* Required task: Take each line containing the word "styles" and copy it.

* Collected data:
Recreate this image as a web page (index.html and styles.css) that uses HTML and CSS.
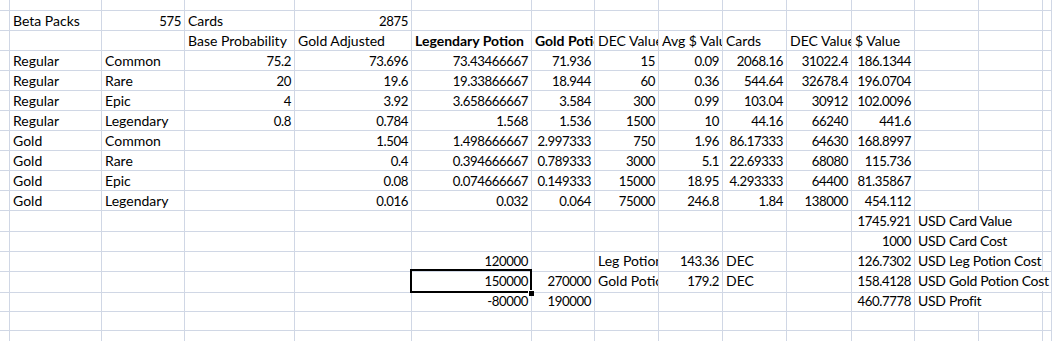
FILE: index.html
```html
<!DOCTYPE html>
<html>
<head>
<meta charset="utf-8">
<link rel="stylesheet" href="styles.css">
</head>
<body>
<div class="sheet">
  <div class="r top"><div class="c"></div><div class="c"></div><div class="c"></div><div class="c"></div><div class="c"></div><div class="c"></div><div class="c"></div><div class="c"></div><div class="c"></div><div class="c"></div><div class="c"></div><div class="c"></div><div class="c"></div><div class="c"></div><div class="c"></div></div>
  <div class="r"><div class="c"></div><div class="c">Beta Packs</div><div class="c n">575</div><div class="c">Cards</div><div class="c n">2875</div><div class="c"></div><div class="c"></div><div class="c"></div><div class="c"></div><div class="c"></div><div class="c"></div><div class="c"></div><div class="c"></div><div class="c"></div><div class="c"></div></div>
  <div class="r"><div class="c"></div><div class="c"></div><div class="c"></div><div class="c">Base Probability</div><div class="c">Gold Adjusted</div><div class="c b">Legendary Potion</div><div class="c b">Gold Potion</div><div class="c">DEC Value</div><div class="c">Avg $ Value</div><div class="c">Cards</div><div class="c">DEC Value</div><div class="c">$ Value</div><div class="c"></div><div class="c"></div><div class="c"></div></div>
  <div class="r"><div class="c"></div><div class="c">Regular</div><div class="c">Common</div><div class="c n">75.2</div><div class="c n">73.696</div><div class="c n">73.43466667</div><div class="c n">71.936</div><div class="c n">15</div><div class="c n">0.09</div><div class="c n">2068.16</div><div class="c n">31022.4</div><div class="c n">186.1344</div><div class="c"></div><div class="c"></div><div class="c"></div></div>
  <div class="r"><div class="c"></div><div class="c">Regular</div><div class="c">Rare</div><div class="c n">20</div><div class="c n">19.6</div><div class="c n">19.33866667</div><div class="c n">18.944</div><div class="c n">60</div><div class="c n">0.36</div><div class="c n">544.64</div><div class="c n">32678.4</div><div class="c n">196.0704</div><div class="c"></div><div class="c"></div><div class="c"></div></div>
  <div class="r"><div class="c"></div><div class="c">Regular</div><div class="c">Epic</div><div class="c n">4</div><div class="c n">3.92</div><div class="c n">3.658666667</div><div class="c n">3.584</div><div class="c n">300</div><div class="c n">0.99</div><div class="c n">103.04</div><div class="c n">30912</div><div class="c n">102.0096</div><div class="c"></div><div class="c"></div><div class="c"></div></div>
  <div class="r"><div class="c"></div><div class="c">Regular</div><div class="c">Legendary</div><div class="c n">0.8</div><div class="c n">0.784</div><div class="c n">1.568</div><div class="c n">1.536</div><div class="c n">1500</div><div class="c n">10</div><div class="c n">44.16</div><div class="c n">66240</div><div class="c n">441.6</div><div class="c"></div><div class="c"></div><div class="c"></div></div>
  <div class="r"><div class="c"></div><div class="c">Gold</div><div class="c">Common</div><div class="c"></div><div class="c n">1.504</div><div class="c n">1.498666667</div><div class="c n">2.997333</div><div class="c n">750</div><div class="c n">1.96</div><div class="c n">86.17333</div><div class="c n">64630</div><div class="c n">168.8997</div><div class="c"></div><div class="c"></div><div class="c"></div></div>
  <div class="r"><div class="c"></div><div class="c">Gold</div><div class="c">Rare</div><div class="c"></div><div class="c n">0.4</div><div class="c n">0.394666667</div><div class="c n">0.789333</div><div class="c n">3000</div><div class="c n">5.1</div><div class="c n">22.69333</div><div class="c n">68080</div><div class="c n">115.736</div><div class="c"></div><div class="c"></div><div class="c"></div></div>
  <div class="r"><div class="c"></div><div class="c">Gold</div><div class="c">Epic</div><div class="c"></div><div class="c n">0.08</div><div class="c n">0.074666667</div><div class="c n">0.149333</div><div class="c n">15000</div><div class="c n">18.95</div><div class="c n">4.293333</div><div class="c n">64400</div><div class="c n">81.35867</div><div class="c"></div><div class="c"></div><div class="c"></div></div>
  <div class="r"><div class="c"></div><div class="c">Gold</div><div class="c">Legendary</div><div class="c"></div><div class="c n">0.016</div><div class="c n">0.032</div><div class="c n">0.064</div><div class="c n">75000</div><div class="c n">246.8</div><div class="c n">1.84</div><div class="c n">138000</div><div class="c n">454.112</div><div class="c"></div><div class="c"></div><div class="c"></div></div>
  <div class="r"><div class="c"></div><div class="c"></div><div class="c"></div><div class="c"></div><div class="c"></div><div class="c"></div><div class="c"></div><div class="c"></div><div class="c"></div><div class="c"></div><div class="c"></div><div class="c n">1745.921</div><div class="c ov">USD Card Value</div><div class="c"></div><div class="c"></div></div>
  <div class="r"><div class="c"></div><div class="c"></div><div class="c"></div><div class="c"></div><div class="c"></div><div class="c"></div><div class="c"></div><div class="c"></div><div class="c"></div><div class="c"></div><div class="c"></div><div class="c n">1000</div><div class="c ov">USD Card Cost</div><div class="c"></div><div class="c"></div></div>
  <div class="r"><div class="c"></div><div class="c"></div><div class="c"></div><div class="c"></div><div class="c"></div><div class="c n">120000</div><div class="c"></div><div class="c">Leg Potion</div><div class="c n">143.36</div><div class="c">DEC</div><div class="c"></div><div class="c n">126.7302</div><div class="c ov">USD Leg Potion Cost</div><div class="c"></div><div class="c"></div></div>
  <div class="r"><div class="c"></div><div class="c"></div><div class="c"></div><div class="c"></div><div class="c"></div><div class="c n sel">150000</div><div class="c n">270000</div><div class="c">Gold Potion</div><div class="c n">179.2</div><div class="c">DEC</div><div class="c"></div><div class="c n">158.4128</div><div class="c ov">USD Gold Potion Cost</div><div class="c nr"></div><div class="c"></div></div>
  <div class="r"><div class="c"></div><div class="c"></div><div class="c"></div><div class="c"></div><div class="c"></div><div class="c n">-80000</div><div class="c n">190000</div><div class="c"></div><div class="c"></div><div class="c"></div><div class="c"></div><div class="c n">460.7778</div><div class="c ov">USD Profit</div><div class="c"></div><div class="c"></div></div>
  <div class="r"><div class="c"></div><div class="c"></div><div class="c"></div><div class="c"></div><div class="c"></div><div class="c"></div><div class="c"></div><div class="c"></div><div class="c"></div><div class="c"></div><div class="c"></div><div class="c"></div><div class="c"></div><div class="c"></div><div class="c"></div></div>
  <div class="r"><div class="c"></div><div class="c"></div><div class="c"></div><div class="c"></div><div class="c"></div><div class="c"></div><div class="c"></div><div class="c"></div><div class="c"></div><div class="c"></div><div class="c"></div><div class="c"></div><div class="c"></div><div class="c"></div><div class="c"></div></div>
</div>
</body>
</html>
```
FILE: styles.css
```css
html, body {
  margin: 0;
  padding: 0;
  background: #ffffff;
  overflow: hidden;
}
.sheet {
  width: 1052px;
  height: 341px;
  overflow: hidden;
  font-family: Lato, "Liberation Sans", sans-serif;
  font-size: 14px;
  color: #000000;
}
.r {
  display: grid;
  grid-template-columns: 10px 92px 83px 110px 117px 120px 63px 64px 64px 64px 65px 63px 64px 64px 1fr;
  height: 20px;
}
.r.top {
  height: 11px;
}
.c {
  box-sizing: border-box;
  border-right: 1px solid #d0d7e5;
  border-bottom: 1px solid #d0d7e5;
  padding: 0 2px 0 3px;
  line-height: 20px;
  white-space: nowrap;
  overflow: hidden;
}
.n {
  text-align: right;
  font-size: 13.2px;
  line-height: 20.5px;
  padding-right: 3px;
  letter-spacing: -0.4px;
}
.b {
  font-weight: 700;
}
.ov {
  overflow: visible;
  border-right-color: transparent;
  letter-spacing: -0.3px;
}
.nr {
  border-right-color: transparent;
}
.sel {
  position: relative;
  overflow: visible;
}
.sel::before {
  content: "";
  position: absolute;
  left: -2px;
  top: -2px;
  right: -1px;
  bottom: -1px;
  border: 2px solid #000000;
  pointer-events: none;
}
.sel::after {
  content: "";
  position: absolute;
  right: -3px;
  bottom: -4px;
  width: 5px;
  height: 5px;
  background: #000000;
  border-left: 1px solid #ffffff;
  border-top: 1px solid #ffffff;
}
```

* Output for this task:
Recreate this image as a web page (index.html and styles.css) that uses HTML and CSS.
<link rel="stylesheet" href="styles.css">
FILE: styles.css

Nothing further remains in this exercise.